BCE Inc. says it wants to set the global standard for providing IP services, but one industry observer pointed out that the company already trails a competitor at home in one respect.
“Telus was first,” said Ronald Gruia, an analyst at Frost & Sullivan in Toronto, noting that Burnaby, B.C.-based Telus Corp. has won the race to the enterprise.
BCE, the Montreal communications company that owns Bell Canada, made public its big plans for IP telephony during an annual presentation to the financial community Wednesday. Michael Sabia, BCE’s CEO, said the firm means to “set a standard” when it comes to IP products.
“Our objective is to lead the pack,” he said during a press conference in Toronto.
BCE outlined a number of IP initiatives, including VoIP for consumers, as well as plans to lure businesses away from circuit-switched service and onto IP.
“We do not expect to be outflanked,” Sabia said.
But despite BCE’s bravado, it lags Telus in the enterprise space, noted Gruia. That carrier last month unveiled IP-One, a hosted IP service for businesses. It allows users to control voice and data communications from their PCs — which calls go to which line, time-of-day prioritization, call routing and easy call-conference capabilities.
Sabia did not specify if or when BCE’s subsidiary Bell would present a similar product, although Gruia said it’s probably in the works.
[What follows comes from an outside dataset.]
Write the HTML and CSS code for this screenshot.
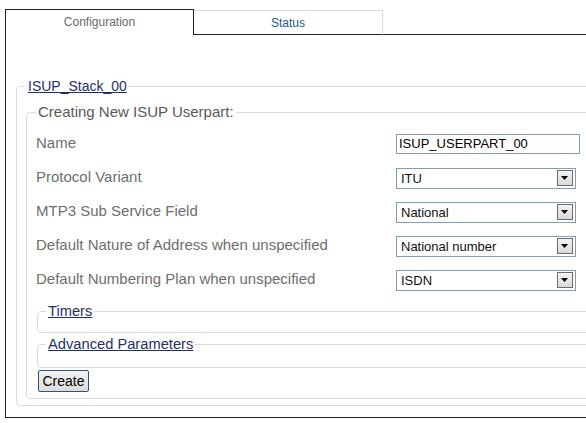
FILE: index.html
```html
<!DOCTYPE html>
<html>
<head>
<meta charset="utf-8">
<link rel="stylesheet" href="styles.css">
</head>
<body>
<div class="tabs">
  <div class="tab active">Configuration</div>
  <div class="tab">Status</div>
  <div class="tab-fill"></div>
</div>
<div class="panel">
  <fieldset class="outer">
    <legend class="stack"><a href="#">ISUP_Stack_00</a></legend>
    <fieldset class="inner">
      <legend class="plain">Creating New ISUP Userpart:</legend>
      <div class="rows">
        <div class="row">
          <span class="label">Name</span>
          <div class="input">ISUP_USERPART_00</div>
        </div>
        <div class="row">
          <span class="label">Protocol Variant</span>
          <div class="select"><span>ITU</span><span class="arrow"><svg width="8" height="4" viewBox="0 0 8 4"><path d="M0 0H7L3.5 4Z" fill="#000"/></svg></span></div>
        </div>
        <div class="row">
          <span class="label">MTP3 Sub Service Field</span>
          <div class="select"><span>National</span><span class="arrow"><svg width="8" height="4" viewBox="0 0 8 4"><path d="M0 0H7L3.5 4Z" fill="#000"/></svg></span></div>
        </div>
        <div class="row">
          <span class="label">Default Nature of Address when unspecified</span>
          <div class="select"><span>National number</span><span class="arrow"><svg width="8" height="4" viewBox="0 0 8 4"><path d="M0 0H7L3.5 4Z" fill="#000"/></svg></span></div>
        </div>
        <div class="row">
          <span class="label">Default Numbering Plan when unspecified</span>
          <div class="select"><span>ISDN</span><span class="arrow"><svg width="8" height="4" viewBox="0 0 8 4"><path d="M0 0H7L3.5 4Z" fill="#000"/></svg></span></div>
        </div>
      </div>
      <fieldset class="sub timers">
        <legend><a href="#">Timers</a></legend>
      </fieldset>
      <fieldset class="sub adv">
        <legend><a href="#">Advanced Parameters</a></legend>
      </fieldset>
      <button class="btn">Create</button>
    </fieldset>
  </fieldset>
</div>
</body>
</html>
```
FILE: styles.css
```css
html, body {
  margin: 0;
  padding: 0;
  background: #fff;
  overflow: hidden;
  width: 586px;
  height: 423px;
}
body {
  font-family: "Liberation Sans", Arial, sans-serif;
  font-size: 15px;
  color: #666;
}
.tabs {
  display: flex;
  margin-top: 9px;
  padding-left: 5px;
  height: 26px;
}
.tab {
  box-sizing: border-box;
  width: 189px;
  text-align: center;
  font-size: 12px;
}
.tab.active {
  border: 1px solid #222;
  border-bottom: none;
  color: #6a6a6a;
  padding-top: 5px;
  height: 26px;
}
.tab:not(.active) {
  margin-top: 1px;
  height: 25px;
  border-top: 1px solid #dcdce6;
  border-right: 1px solid #dcdce6;
  border-bottom: 1px solid #222;
  color: #1d5b94;
  padding-top: 5px;
}
.tab-fill {
  flex: 1;
  border-bottom: 1px solid #222;
}
.panel {
  margin-left: 5px;
  border-left: 1px solid #222;
  border-bottom: 1px solid #222;
  padding-top: 43px;
  padding-bottom: 11px;
  width: 800px;
}
fieldset {
  border: 1px solid #d6dde6;
  border-radius: 4px;
  margin: 0;
  min-width: 0;
}
legend {
  padding: 0 2px;
  line-height: 16px;
  font-size: 14.7px;
}
legend.stack {
  font-size: 14px;
}
legend a {
  color: #1f2f6c;
  text-decoration: underline;
}
legend.plain {
  color: #5a5a5a;
  font-size: 15px;
}
.outer {
  margin-left: 10px;
  padding: 10px 0 6px 9px;
  width: 760px;
}
.inner {
  padding: 7px 0 6px 9px;
}
.rows {
  display: flex;
  flex-direction: column;
}
.row {
  display: flex;
  align-items: center;
  height: 34px;
}
.label {
  width: 360px;
  color: #6e6e6e;
  padding-bottom: 3px;
}
.input {
  box-sizing: border-box;
  width: 184px;
  height: 20px;
  border: 1px solid #7f9db9;
  color: #000;
  font-size: 13px;
  line-height: 18px;
  padding-left: 2px;
}
.select {
  box-sizing: border-box;
  width: 180px;
  height: 21px;
  border: 1px solid #7f9db9;
  color: #111;
  font-size: 13px;
  display: flex;
  align-items: center;
  justify-content: space-between;
  padding: 0 2px 0 4px;
}
.arrow {
  box-sizing: border-box;
  width: 16px;
  height: 16px;
  border: 1px solid #6b6b6b;
  background: linear-gradient(#f4f4f4, #d9d9d9);
  display: flex;
  align-items: center;
  justify-content: center;
}
.sub {
  margin-left: 1px;
  padding: 0 0 0 8px;
}
.timers {
  margin-top: 6px;
  padding-bottom: 13px;
}
.adv {
  margin-top: 3px;
  padding-bottom: 15px;
}
.btn {
  display: block;
  margin: 2px 0 0 2px;
  box-sizing: border-box;
  width: 51px;
  height: 22px;
  border: 1px solid #2b5787;
  border-radius: 2px;
  background: linear-gradient(#f3f3f3, #dcdcdc);
  font-family: "Liberation Sans", Arial, sans-serif;
  font-size: 14px;
  color: #000;
  padding: 0;
}
```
Bell has been testing certain equipment from Nortel Networks that is designed to support just the thing.
“I’m convinced they have something up their sleeve,” he said, adding that BCE would probably market the offering through its western subsidiary Bell West, which targets Telus’s backyard, Alberta and B.C. Telus did something similar, bringing IP-One first to Ontario and Quebec, which is Bell’s stomping ground.
Among its future plans, BCE said it would take full control of Bell West, buying Winnipeg-based Manitoba Telecom Services Inc. (MTS) out of the venture for $650 million. MTS holds 40 per cent of Bell West.
BCE also said it would port all of its voice and data traffic onto an IP network by 2007; start a market trial of consumer VoIP early next year; expand its DSL footprint to bring high-speed Internet to more places; improve customer service for small- and medium-sized businesses (SMBs); and improve billing and customer service processes for enterprises.
In a separate announcement earlier this week Bell said that it would spend $170 million on Nortel Networks optical gear, to “evolve seamlessly from a…circuit-based facility, to a more packet-based network.”
Also earlier in the week, Bell said it would boost the download speed of its ADSL Internet service from 1.5Mbps to 3Mbps for consumers, and from 3Mbps to 4Mbps for businesses. Upload speeds would increase to a maximum of 800Kbps.
Gruia said BCE and Bell’s recent announcements could put them in a strong position, particularly in the consumer arena. Increased bandwidth plus VoIP and video technology initiatives equals a powerful voice, video and data bundle for residential customers. “They could become the leader there,” Gruia said.
But no matter which class of customer BCE aims for, the firm has plenty to prove before it can call its IP undertakings a success.
“It all depends on value,” Gruia said. “How much does it deliver?”